2. Explicit synchronization enables them to easily tile geometry while they're waiting for the previous rasterization run to complete; if that's not safe, there's a primitive to stall geometry handling while they wait for rasterization.
3. Ahead of time command buffer construction allows them to reorder commands in a buffer to match tiles, so that submission time has very little work to do. Plus, because of threading support, command buffers can be prepared in a background thread, thus not blocking the rendering.
4.Render passes disallow unpredictable flushing on tilers - and describe the memory visibility of pass inputs and outputs. Thus, you can avoid flushing out the parts of tile memory that aren't needed by later passes (saving memory bandwidth), and you can avoid having to flush mid-pass.
My gut instinct is that all of them hold true for tilers, and 1, 2, 3 are all beneficial to immediate mode renderers, too, but I'm sufficiently ignorant that my gut instinct could be completely wrong.
> Dan (dzhang50.delete@this.hotmail.com) on August 1, 2016 3:12 am wrote:
> > David Kanter (dkanter.delete@this.realworldtech.com) on August 1, 2016 12:01 am wrote:
> > > This is my first new article in a while, but its a treat.

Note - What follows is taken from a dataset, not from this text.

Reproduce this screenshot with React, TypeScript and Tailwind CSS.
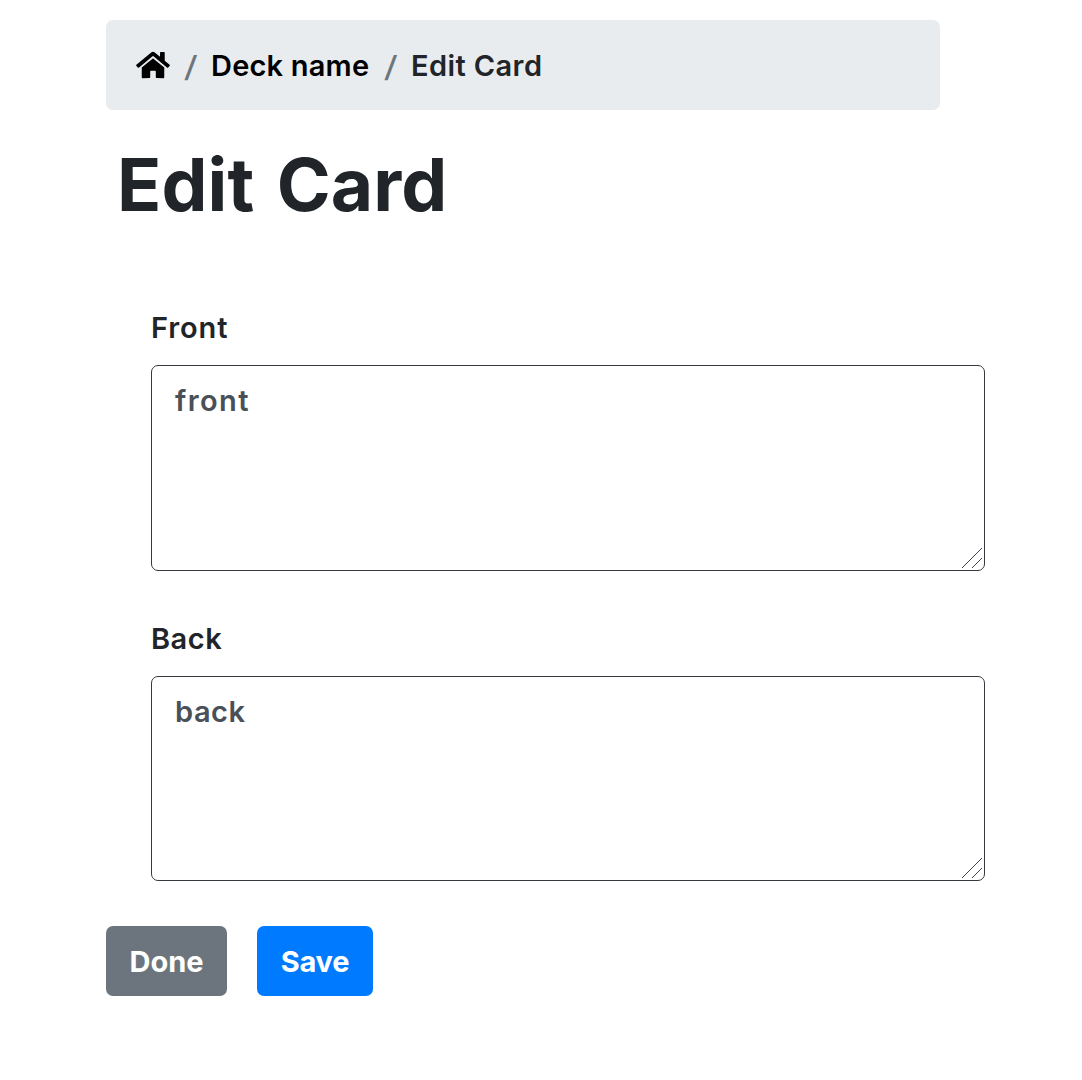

It's the first video I've done for the site.
> > >
> > > Starting with the Maxwell and Pascal architectures, Nvidia high-performance GPUs use tile-based
> > > immediate-mode rasterizers, instead of conventional full-screen immediate-mode rasterizers. Using
> > > simple DirectX shaders, we demonstrate the tile-based rasterization in Nvidia's Maxwell and Pascal
> > > GPUs and contrast this behavior to the immediate-mode rasterizer used by AMD.
> > >
> > > http://www.realworldtech.com/tile-based-rasterization-nvidia-gpus/
> > >
> > > I look forward to the discussion.
> > >
> > > David
> >
> > What are the pros/cons to using tile-based rasterizers vs. conventional rasterizers?

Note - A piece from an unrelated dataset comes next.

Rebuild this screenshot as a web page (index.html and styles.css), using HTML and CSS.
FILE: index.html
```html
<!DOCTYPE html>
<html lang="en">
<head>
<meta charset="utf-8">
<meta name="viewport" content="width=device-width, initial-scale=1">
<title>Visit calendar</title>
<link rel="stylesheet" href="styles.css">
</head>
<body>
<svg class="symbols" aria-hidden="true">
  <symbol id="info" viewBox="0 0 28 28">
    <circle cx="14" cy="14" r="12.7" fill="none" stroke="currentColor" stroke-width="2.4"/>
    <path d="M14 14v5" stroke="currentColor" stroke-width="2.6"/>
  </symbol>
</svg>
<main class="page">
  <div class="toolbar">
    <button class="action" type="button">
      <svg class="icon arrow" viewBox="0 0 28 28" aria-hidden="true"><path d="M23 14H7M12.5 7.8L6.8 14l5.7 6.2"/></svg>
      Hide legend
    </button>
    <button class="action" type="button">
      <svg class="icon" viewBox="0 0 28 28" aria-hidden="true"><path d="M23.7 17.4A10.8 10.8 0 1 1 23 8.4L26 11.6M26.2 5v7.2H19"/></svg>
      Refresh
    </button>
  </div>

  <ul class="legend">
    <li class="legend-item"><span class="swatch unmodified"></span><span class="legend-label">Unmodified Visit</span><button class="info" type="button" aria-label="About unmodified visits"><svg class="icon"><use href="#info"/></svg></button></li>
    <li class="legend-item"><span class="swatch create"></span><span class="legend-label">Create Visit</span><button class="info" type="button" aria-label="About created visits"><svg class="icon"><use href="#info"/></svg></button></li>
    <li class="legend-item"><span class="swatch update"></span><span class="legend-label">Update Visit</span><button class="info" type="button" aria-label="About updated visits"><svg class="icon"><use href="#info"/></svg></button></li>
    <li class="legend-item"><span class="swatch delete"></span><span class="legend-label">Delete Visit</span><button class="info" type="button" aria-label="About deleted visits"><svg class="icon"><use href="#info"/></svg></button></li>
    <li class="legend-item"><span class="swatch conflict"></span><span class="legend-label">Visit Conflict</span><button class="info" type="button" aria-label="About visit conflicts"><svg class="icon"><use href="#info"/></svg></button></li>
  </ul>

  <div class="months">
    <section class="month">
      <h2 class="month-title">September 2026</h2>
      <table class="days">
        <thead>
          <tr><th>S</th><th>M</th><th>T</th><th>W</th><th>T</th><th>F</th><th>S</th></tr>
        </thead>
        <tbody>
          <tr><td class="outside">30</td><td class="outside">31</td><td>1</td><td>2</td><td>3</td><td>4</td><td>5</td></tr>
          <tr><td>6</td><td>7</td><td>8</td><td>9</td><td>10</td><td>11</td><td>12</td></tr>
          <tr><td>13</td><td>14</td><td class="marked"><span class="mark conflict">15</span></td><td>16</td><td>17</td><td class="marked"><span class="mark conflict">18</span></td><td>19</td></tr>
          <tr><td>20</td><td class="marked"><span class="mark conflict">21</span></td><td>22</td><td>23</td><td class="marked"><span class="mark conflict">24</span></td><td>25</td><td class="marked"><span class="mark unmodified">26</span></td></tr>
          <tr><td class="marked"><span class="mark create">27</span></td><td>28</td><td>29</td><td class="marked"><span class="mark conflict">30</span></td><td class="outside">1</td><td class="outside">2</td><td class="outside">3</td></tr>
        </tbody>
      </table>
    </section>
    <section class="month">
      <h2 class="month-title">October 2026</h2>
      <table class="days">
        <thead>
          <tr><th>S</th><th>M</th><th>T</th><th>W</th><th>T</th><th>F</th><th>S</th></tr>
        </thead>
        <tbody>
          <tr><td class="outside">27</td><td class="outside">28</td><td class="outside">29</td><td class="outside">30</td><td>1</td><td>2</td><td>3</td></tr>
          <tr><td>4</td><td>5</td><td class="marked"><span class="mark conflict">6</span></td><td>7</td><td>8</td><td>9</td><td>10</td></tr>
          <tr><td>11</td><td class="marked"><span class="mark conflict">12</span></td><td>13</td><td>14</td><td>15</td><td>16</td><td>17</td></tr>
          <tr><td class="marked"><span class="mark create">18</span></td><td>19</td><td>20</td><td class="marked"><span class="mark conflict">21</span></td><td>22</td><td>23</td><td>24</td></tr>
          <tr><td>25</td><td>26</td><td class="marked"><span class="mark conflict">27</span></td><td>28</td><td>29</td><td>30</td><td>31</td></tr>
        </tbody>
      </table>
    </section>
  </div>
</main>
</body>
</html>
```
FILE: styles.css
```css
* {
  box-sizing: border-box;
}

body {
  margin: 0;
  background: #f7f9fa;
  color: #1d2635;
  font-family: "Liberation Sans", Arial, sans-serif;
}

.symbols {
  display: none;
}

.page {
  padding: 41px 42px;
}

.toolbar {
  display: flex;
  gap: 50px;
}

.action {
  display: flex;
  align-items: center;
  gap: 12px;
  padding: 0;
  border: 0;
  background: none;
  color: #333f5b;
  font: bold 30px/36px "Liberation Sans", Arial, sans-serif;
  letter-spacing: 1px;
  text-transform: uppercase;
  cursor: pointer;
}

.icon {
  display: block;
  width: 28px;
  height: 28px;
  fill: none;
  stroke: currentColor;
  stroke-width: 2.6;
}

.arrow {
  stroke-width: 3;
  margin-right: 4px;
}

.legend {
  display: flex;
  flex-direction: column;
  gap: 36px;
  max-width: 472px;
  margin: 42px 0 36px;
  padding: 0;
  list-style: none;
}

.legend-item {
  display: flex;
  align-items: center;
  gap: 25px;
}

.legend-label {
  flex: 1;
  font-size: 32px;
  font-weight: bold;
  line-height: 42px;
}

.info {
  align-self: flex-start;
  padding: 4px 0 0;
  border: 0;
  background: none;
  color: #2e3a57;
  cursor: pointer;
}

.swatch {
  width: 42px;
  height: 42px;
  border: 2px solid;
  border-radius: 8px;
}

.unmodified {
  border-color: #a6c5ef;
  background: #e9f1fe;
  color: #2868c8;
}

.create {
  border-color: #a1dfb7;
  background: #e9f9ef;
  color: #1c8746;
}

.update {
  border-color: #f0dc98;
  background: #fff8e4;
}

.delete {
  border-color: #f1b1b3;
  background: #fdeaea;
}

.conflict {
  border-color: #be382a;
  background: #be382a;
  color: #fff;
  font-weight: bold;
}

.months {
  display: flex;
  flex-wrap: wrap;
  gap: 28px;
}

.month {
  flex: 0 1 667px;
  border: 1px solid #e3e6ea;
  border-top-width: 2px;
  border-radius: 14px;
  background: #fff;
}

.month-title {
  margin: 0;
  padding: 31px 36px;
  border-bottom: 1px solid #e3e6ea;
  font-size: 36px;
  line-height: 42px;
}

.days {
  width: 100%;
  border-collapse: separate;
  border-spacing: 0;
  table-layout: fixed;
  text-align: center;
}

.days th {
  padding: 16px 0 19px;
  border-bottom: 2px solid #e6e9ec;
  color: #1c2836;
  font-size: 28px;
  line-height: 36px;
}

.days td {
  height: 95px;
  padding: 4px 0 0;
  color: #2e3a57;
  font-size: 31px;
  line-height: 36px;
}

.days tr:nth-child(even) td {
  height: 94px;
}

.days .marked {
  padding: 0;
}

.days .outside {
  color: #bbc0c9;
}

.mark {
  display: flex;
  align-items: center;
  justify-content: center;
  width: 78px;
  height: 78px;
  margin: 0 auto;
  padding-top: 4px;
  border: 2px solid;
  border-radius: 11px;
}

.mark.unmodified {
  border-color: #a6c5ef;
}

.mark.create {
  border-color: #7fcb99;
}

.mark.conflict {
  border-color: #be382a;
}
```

> > Tile-based seems to be more power efficient, but what's the tradeoff?
>
> The problem with tile based deferred rendering is that both applications
> and APIs are really meant for immediate mode rendering.
>
> In other word, you (as a graphic company) need to invest massive amount of work/money
> in a software driver capable of hiding the chip's deferred nature in a manner that
> do not break classical application (read: without visual artifact).
>
How does Vulkan change this? ImgTec say it makes Vulkan and PowerVR a much better fit than OpenGL ES was; their claims summarize down to:
1. Most dynamic state stored in explicit pipeline objects available at shader compile time; no need to consider which state affects the shader binaries.
2. Explicit synchronization enables them to easily tile geometry while they're waiting for the previous rasterization run to complete; if that's not safe, there's a primitive to stall geometry handling while they wait for rasterization.
3. Ahead of time command buffer construction allows them to reorder commands in a buffer to match tiles, so that submission time has very little work to do. Plus, because of threading support, command buffers can be prepared in a background thread, thus not blocking the rendering.
4.Render passes disallow unpredictable flushing on tilers - and describe the memory visibility of pass inputs and outputs. Thus, you can avoid flushing out the parts of tile memory that aren't needed by later passes (saving memory bandwidth), and you can avoid having to flush mid-pass.
My gut instinct is that all of them hold true for tilers, and 1, 2, 3 are all beneficial to immediate mode renderers, too, but I'm sufficiently ignorant that my gut instinct could be completely wrong.